11 Janet Marstine’s introduction to her volume touches on many of the same important issues mentioned in several essays of the Macdonald volume. In her opening discussion, Marstine deals with the museum as a shrine for cultural values, an institution driven by market concerns, a body that acts sometimes as an authority and at other times as a place of contested issues. The post-museum, for Marstine, is a place where various voices meet, and where dialogue about cultural values take place.

12 Both of these volumes chronicle important new directions in the world of museums. Both are important guides to the current state-of-the-art scholarship that surrounds this important cultural institution. The Marstine volume can serve well as an introductory collection for beginning and advanced students alike. The Macdonald volume is of value not only to advanced students, but to professionals—charting new directions within the museum world. Both books, then, are important contributions to the ever-widening world of museological scholarship, both are essential reading for anyone interested in museum culture, and in the future of museums themselves.

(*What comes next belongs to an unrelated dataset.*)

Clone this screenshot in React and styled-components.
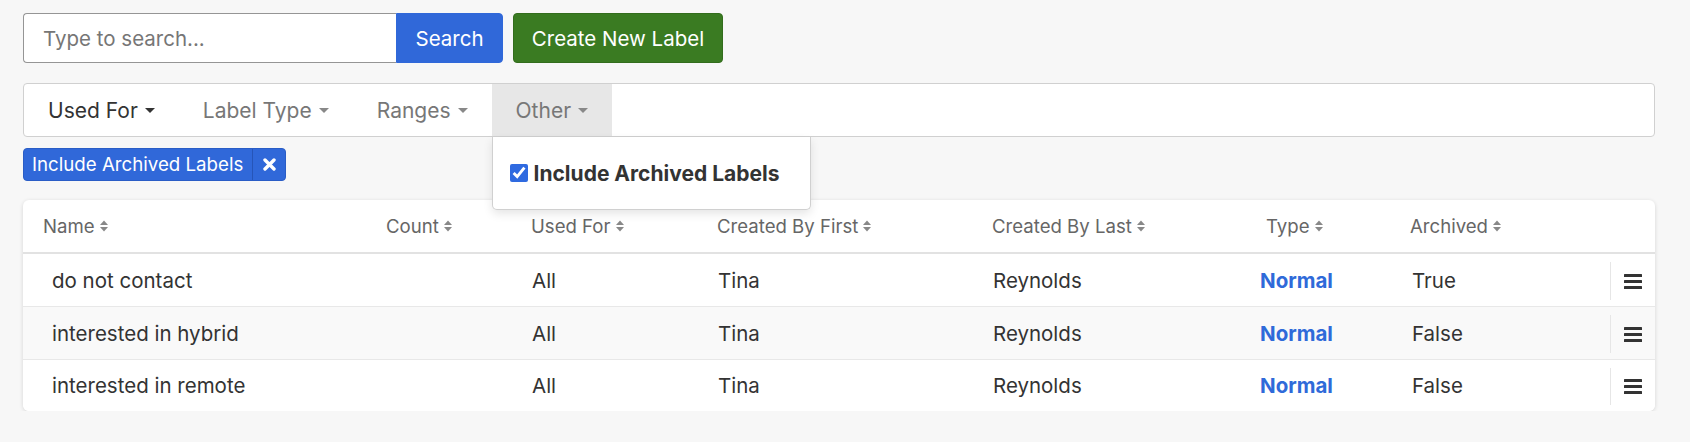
import React from 'react';
import styled, { createGlobalStyle } from 'styled-components';

const GlobalStyle = createGlobalStyle`
  body {
    margin: 0;
    background: #f7f7f7;
    font-family: Inter, "Noto Sans", sans-serif;
    color: #333;
  }
`;

const Page = styled.div`
  padding: 13px 35px 0 23px;
`;

const TopRow = styled.div`
  display: flex;
  gap: 10px;
  height: 50px;
`;

const SearchGroup = styled.div`
  display: flex;
`;

const SearchInput = styled.input`
  box-sizing: border-box;
  width: 373px;
  height: 50px;
  padding: 0 19px;
  font-family: inherit;
  font-size: 20.5px;
  color: #333;
  border: 1px solid #959595;
  border-right: none;
  border-radius: 4px 0 0 4px;
  background: #fff;
  outline: none;

  &::placeholder {
    color: #767676;
  }
`;

const Button = styled.button`
  box-sizing: border-box;
  width: ${(p) => p.$width}px;
  height: 50px;
  padding: 0;
  font-family: inherit;
  font-size: 20.5px;
  color: #fff;
  background: ${(p) => p.$bg};
  border: 1px solid ${(p) => p.$border};
  border-radius: ${(p) => (p.$joined ? '0 4px 4px 0' : '4px')};
  cursor: pointer;
`;

const FilterBar = styled.div`
  display: flex;
  margin-top: 20px;
  height: 54px;
  box-sizing: border-box;
  background: #fff;
  border: 1px solid #d0d0d0;
  border-radius: 4px;
`;

const Tab = styled.div`
  position: relative;
  display: flex;
  align-items: center;
  gap: 7px;
  padding: 0 24px;
  font-size: 21px;
  color: ${(p) => (p.$dark ? '#333' : '#777')};
  background: ${(p) => (p.$open ? '#e7e7e7' : 'transparent')};
  cursor: pointer;
`;

const Dropdown = styled.div`
  position: absolute;
  top: calc(100% + 1px);
  left: 0;
  z-index: 10;
  box-sizing: border-box;
  width: 319px;
  height: 73px;
  padding: 0 17px;
  display: flex;
  align-items: center;
  gap: 6px;
  background: #fff;
  border: 1px solid #d0d0d0;
  border-top: none;
  border-radius: 0 0 5px 5px;
  box-shadow: 0 4px 10px rgba(0, 0, 0, 0.1);
  cursor: default;
`;

const Check = styled.input`
  width: 18px;
  height: 18px;
  margin: 0;
  accent-color: #2f6ae0;
`;

const DropLabel = styled.span`
  font-size: 21px;
  font-weight: 700;
  color: #333;
`;

const TagRow = styled.div`
  display: flex;
  margin-top: 11px;
`;

const Tag = styled.div`
  display: flex;
  height: 33px;
  box-sizing: border-box;
  background: #3068d9;
  border: 1px solid #2a5dc6;
  border-radius: 4px;
  color: #fff;
  font-size: 18.7px;
`;

const TagText = styled.span`
  display: flex;
  align-items: center;
  padding: 0 9px 0 8px;
`;

const TagClose = styled.span`
  display: flex;
  align-items: center;
  justify-content: center;
  width: 32px;
  border-left: 1px solid #2655b8;
  cursor: pointer;
`;

const Card = styled.div`
  margin-top: 19px;
  background: #fff;
  border-radius: 6px;
  box-shadow: 0 1px 4px rgba(0, 0, 0, 0.14);
  overflow: hidden;
`;

const COLS = '343px 145px 186px 275px 274px 144px 220px 1fr';

const HeadRow = styled.div`
  display: grid;
  grid-template-columns: ${COLS};
  height: 54px;
  box-sizing: border-box;
  border-bottom: 2px solid #e2e2e2;
`;

const Row = styled.div`
  display: grid;
  grid-template-columns: ${COLS};
  height: ${(p) => (p.$last ? 51 : 52)}px;
  background: ${(p) => (p.$alt ? '#f9f9f9' : '#fff')};
  border-top: ${(p) => (p.$first ? 'none' : '1px solid #e8e8e8')};
`;

const HeadCell = styled.div`
  display: flex;
  align-items: center;
  gap: 5px;
  padding-left: ${(p) => p.$pad ?? 20}px;
  font-size: 18.6px;
  color: #666;
  cursor: pointer;
`;

const Cell = styled.div`
  display: flex;
  align-items: center;
  padding-left: ${(p) => p.$pad ?? 21}px;
  font-size: 20.5px;
  color: #333;
`;

const TypeLink = styled.span`
  font-weight: 700;
  color: #2f6ad9;
`;

const MenuCell = styled.div`
  display: flex;
  align-items: center;
  padding: 8px 0 6px;
`;

const MenuInner = styled.div`
  display: flex;
  align-items: center;
  height: 100%;
  padding-left: 13px;
  border-left: 1px solid #e6e6e6;
  cursor: pointer;
`;

const Caret = ({ color }) => (
  <svg width="10" height="5" viewBox="0 0 10 5">
    <polygon points="0,0 10,0 5,5" fill={color} />
  </svg>
);

const SortIcon = () => (
  <svg width="8" height="12" viewBox="0 0 8 12">
    <polygon points="0,5 4,0.5 8,5" fill="#888" />
    <polygon points="0,7 4,11.5 8,7" fill="#888" />
  </svg>
);

const Bars = () => (
  <svg width="18" height="15" viewBox="0 0 18 15">
    <rect x="0" y="0" width="18" height="3" rx="0.5" fill="#333" />
    <rect x="0" y="6" width="18" height="3" rx="0.5" fill="#333" />
    <rect x="0" y="12" width="18" height="3" rx="0.5" fill="#333" />
  </svg>
);

const CloseIcon = () => (
  <svg width="13" height="13" viewBox="0 0 13 13">
    <path d="M2 2 L11 11 M11 2 L2 11" stroke="#fff" strokeWidth="3.4" strokeLinecap="round" />
  </svg>
);

const headers = ['Name', 'Count', 'Used For', 'Created By First', 'Created By Last', 'Type', 'Archived'];

const labels = [
  { name: 'do not contact', usedFor: 'All', first: 'Tina', last: 'Reynolds', type: 'Normal', archived: 'True' },
  { name: 'interested in hybrid', usedFor: 'All', first: 'Tina', last: 'Reynolds', type: 'Normal', archived: 'False' },
  { name: 'interested in remote', usedFor: 'All', first: 'Tina', last: 'Reynolds', type: 'Normal', archived: 'False' },
];

const filters = [
  { label: 'Used For', dark: true },
  { label: 'Label Type' },
  { label: 'Ranges' },
  { label: 'Other', open: true },
];

const App = () => {
  return (
    <Page>
      <GlobalStyle />
      <TopRow>
        <SearchGroup>
          <SearchInput type="text" placeholder="Type to search..." />
          <Button $bg="#3068d9" $border="#3068d9" $joined $width={107}>
            Search
          </Button>
        </SearchGroup>
        <Button $bg="#3a7b22" $border="#336d1d" $width={210}>
          Create New Label
        </Button>
      </TopRow>

      <FilterBar>
        {filters.map((f) => (
          <Tab key={f.label} $dark={f.dark} $open={f.open}>
            {f.label}
            <Caret color={f.dark ? '#333' : '#888'} />
            {f.open && (
              <Dropdown>
                <Check type="checkbox" checked readOnly />
                <DropLabel>Include Archived Labels</DropLabel>
              </Dropdown>
            )}
          </Tab>
        ))}
      </FilterBar>

      <TagRow>
        <Tag>
          <TagText>Include Archived Labels</TagText>
          <TagClose>
            <CloseIcon />
          </TagClose>
        </Tag>
      </TagRow>

      <Card>
        <HeadRow>
          {headers.map((h) => (
            <HeadCell key={h}>
              {h}
              <SortIcon />
            </HeadCell>
          ))}
          <HeadCell />
        </HeadRow>
        {labels.map((l, i) => (
          <Row key={l.name} $alt={i % 2 === 1} $first={i === 0} $last={i === labels.length - 1}>
            <Cell $pad={29}>{l.name}</Cell>
            <Cell />
            <Cell>{l.usedFor}</Cell>
            <Cell>{l.first}</Cell>
            <Cell>{l.last}</Cell>
            <Cell $pad={14}>
              <TypeLink>{l.type}</TypeLink>
            </Cell>
            <Cell $pad={22}>{l.archived}</Cell>
            <MenuCell>
              <MenuInner>
                <Bars />
              </MenuInner>
            </MenuCell>
          </Row>
        ))}
      </Card>
    </Page>
  );
};

export default App;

The survival of the new museum is inextricably linked to how well it can evolve into new forms with new policies and directions—the evolution discussed by so many of these essays.

References

Carbonell, Bettina Messias, ed. 2004. Museum Studies: An Anthology of Contexts. Oxford: Blackwell.

Corsanne, Gerard. 2005. Heritage, Museums and Galleries: An Introductory Reader. London: Routledge.

Karp, Ivan and Steven D. Lavine, eds. 1991. Exhibiting Cultures: The Poetics and Politics of Museum Display. Washington: Smithsonian Institution.

Karp, Ivan, Christine Mullen Kreamer and Steven D. Lavine, eds. 1992. Museums and Communities: The Politics of Public Culture. Washington: Smithsonian Institution.

Karp, Ivan, Corinne A. Kratz, Lynn Szwaja and Tomás Ybarra-Frausto, eds. 2006. Museum Frictions: Public Cultures/Global Transformations. Durham: Duke University Press.

Macdonald, Sharon and Gordon Fyfe, eds. 1996. Theorizing Museums. Oxford: Blackwell.

Vergo, Peter. ed. 1989. The New Museology. London: Reaktion.